Written task ▸
List each line of the data in which the string "styles" appears.

Given records ▸
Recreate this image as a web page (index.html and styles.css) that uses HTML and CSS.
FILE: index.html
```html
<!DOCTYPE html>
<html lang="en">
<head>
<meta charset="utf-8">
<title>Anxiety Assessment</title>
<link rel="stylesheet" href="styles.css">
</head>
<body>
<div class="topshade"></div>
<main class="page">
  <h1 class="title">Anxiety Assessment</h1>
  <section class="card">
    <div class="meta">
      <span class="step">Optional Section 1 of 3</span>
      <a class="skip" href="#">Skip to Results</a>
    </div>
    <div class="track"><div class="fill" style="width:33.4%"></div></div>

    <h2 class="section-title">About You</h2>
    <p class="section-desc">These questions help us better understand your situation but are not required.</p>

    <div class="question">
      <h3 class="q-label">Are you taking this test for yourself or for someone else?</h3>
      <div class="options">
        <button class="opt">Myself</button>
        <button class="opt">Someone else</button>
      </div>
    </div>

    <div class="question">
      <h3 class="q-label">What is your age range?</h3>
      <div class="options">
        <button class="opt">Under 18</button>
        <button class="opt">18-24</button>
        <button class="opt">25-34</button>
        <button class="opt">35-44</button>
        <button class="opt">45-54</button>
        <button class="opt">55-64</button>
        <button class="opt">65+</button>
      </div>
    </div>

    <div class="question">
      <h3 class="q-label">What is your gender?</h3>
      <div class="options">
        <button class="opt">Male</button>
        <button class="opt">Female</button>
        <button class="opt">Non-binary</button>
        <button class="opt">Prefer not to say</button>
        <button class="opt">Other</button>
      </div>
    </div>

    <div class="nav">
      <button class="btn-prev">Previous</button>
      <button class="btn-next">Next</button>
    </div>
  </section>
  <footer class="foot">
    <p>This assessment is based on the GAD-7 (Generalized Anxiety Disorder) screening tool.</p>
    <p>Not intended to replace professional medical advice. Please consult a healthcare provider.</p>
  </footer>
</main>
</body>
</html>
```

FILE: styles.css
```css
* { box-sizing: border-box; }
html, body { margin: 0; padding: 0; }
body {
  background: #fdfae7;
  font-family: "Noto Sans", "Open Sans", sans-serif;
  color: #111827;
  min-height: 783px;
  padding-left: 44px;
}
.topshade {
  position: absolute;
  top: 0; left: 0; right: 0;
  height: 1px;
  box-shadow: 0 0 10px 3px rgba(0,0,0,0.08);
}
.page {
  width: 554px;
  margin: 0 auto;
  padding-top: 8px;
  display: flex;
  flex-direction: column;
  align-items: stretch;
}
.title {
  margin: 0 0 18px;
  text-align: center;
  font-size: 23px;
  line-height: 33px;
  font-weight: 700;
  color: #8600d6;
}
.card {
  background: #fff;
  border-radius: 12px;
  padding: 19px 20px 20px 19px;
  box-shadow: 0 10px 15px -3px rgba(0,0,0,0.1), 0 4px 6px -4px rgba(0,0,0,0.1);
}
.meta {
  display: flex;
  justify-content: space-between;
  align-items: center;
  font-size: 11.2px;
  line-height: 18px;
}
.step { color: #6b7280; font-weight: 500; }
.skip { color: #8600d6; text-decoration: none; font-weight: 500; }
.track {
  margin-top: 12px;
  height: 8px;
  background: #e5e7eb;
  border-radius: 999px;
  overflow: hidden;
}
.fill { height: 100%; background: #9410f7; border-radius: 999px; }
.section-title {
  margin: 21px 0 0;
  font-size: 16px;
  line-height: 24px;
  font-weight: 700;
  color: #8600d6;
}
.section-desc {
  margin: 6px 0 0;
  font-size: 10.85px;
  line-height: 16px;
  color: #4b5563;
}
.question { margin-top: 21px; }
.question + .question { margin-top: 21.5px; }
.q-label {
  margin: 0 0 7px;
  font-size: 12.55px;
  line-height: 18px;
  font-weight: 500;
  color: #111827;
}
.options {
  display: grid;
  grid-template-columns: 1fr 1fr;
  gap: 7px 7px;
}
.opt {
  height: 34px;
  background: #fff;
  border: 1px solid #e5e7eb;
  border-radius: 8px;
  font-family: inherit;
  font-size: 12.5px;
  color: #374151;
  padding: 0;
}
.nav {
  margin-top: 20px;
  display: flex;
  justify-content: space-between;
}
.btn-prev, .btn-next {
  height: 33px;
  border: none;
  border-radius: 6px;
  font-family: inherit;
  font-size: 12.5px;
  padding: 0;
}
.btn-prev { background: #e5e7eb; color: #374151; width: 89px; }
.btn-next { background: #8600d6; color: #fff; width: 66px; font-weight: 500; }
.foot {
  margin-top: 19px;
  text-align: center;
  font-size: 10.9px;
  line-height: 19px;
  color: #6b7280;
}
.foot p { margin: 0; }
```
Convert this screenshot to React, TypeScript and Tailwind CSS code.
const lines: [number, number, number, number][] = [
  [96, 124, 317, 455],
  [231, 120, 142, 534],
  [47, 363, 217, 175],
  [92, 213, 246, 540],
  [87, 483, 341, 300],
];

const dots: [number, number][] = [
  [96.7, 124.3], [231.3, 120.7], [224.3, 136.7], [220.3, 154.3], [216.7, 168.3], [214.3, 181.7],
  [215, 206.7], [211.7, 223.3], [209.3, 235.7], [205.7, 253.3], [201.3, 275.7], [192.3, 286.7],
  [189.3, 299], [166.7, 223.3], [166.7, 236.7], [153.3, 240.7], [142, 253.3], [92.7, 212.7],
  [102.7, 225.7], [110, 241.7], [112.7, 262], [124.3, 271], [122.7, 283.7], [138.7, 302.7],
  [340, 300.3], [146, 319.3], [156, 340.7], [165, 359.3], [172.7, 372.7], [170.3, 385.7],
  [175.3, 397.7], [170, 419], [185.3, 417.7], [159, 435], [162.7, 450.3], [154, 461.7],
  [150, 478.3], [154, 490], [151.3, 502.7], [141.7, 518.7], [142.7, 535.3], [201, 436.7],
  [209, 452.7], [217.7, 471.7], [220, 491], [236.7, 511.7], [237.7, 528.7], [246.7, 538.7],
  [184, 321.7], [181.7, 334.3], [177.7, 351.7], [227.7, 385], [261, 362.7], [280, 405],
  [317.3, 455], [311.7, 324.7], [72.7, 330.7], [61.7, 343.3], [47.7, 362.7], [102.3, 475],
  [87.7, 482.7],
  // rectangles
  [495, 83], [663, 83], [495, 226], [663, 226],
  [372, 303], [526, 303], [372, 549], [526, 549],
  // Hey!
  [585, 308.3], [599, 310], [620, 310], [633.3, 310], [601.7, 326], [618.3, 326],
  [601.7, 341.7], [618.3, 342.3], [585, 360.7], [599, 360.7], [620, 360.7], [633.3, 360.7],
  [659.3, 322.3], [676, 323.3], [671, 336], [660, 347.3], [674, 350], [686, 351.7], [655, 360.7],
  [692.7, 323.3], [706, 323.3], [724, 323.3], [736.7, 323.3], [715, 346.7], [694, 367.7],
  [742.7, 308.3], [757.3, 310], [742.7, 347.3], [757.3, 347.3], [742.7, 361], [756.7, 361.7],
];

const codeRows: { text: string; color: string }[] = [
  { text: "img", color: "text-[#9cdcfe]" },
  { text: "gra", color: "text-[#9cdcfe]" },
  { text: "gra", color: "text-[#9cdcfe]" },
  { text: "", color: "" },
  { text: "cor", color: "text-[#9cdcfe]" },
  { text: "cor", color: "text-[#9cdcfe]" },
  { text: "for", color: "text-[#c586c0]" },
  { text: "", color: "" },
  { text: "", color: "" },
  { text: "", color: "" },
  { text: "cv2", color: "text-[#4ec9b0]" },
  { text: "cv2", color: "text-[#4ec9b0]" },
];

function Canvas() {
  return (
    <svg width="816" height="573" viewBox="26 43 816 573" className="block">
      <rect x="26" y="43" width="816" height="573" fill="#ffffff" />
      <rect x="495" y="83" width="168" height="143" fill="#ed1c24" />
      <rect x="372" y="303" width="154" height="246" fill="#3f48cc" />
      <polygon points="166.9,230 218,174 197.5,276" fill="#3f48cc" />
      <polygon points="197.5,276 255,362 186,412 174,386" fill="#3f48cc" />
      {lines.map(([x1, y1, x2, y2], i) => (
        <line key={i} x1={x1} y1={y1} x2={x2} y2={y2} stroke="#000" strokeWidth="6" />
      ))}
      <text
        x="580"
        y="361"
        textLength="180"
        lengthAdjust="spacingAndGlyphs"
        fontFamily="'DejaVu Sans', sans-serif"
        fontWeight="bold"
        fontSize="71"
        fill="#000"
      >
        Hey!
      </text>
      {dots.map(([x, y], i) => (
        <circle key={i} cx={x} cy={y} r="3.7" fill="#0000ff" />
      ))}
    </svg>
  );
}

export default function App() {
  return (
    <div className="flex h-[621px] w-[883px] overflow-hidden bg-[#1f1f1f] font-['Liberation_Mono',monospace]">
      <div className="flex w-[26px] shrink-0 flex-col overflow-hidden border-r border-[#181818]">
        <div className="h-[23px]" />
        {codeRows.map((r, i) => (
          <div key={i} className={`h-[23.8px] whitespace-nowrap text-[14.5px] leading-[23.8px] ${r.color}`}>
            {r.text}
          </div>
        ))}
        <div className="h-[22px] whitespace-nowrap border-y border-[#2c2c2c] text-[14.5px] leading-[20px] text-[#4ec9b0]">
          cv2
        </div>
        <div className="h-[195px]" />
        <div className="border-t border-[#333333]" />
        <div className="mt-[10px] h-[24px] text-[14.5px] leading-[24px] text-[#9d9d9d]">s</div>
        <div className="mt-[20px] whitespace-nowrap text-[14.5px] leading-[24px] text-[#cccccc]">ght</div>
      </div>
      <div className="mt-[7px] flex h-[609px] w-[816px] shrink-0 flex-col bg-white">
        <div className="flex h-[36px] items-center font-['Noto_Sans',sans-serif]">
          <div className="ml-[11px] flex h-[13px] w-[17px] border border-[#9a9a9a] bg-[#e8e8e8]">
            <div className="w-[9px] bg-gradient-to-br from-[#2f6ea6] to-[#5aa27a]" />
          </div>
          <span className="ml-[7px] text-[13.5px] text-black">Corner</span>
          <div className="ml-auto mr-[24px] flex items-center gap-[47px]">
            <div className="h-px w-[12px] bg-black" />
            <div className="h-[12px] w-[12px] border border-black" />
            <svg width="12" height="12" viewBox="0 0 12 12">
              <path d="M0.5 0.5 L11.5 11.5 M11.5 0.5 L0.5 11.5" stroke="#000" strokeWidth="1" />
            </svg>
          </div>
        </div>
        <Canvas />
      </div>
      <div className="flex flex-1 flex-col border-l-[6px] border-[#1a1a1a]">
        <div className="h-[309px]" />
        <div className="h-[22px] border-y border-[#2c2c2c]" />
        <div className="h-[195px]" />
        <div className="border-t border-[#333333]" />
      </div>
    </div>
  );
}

Expected output ▸
Recreate this image as a web page (index.html and styles.css) that uses HTML and CSS.
<link rel="stylesheet" href="styles.css">
FILE: styles.css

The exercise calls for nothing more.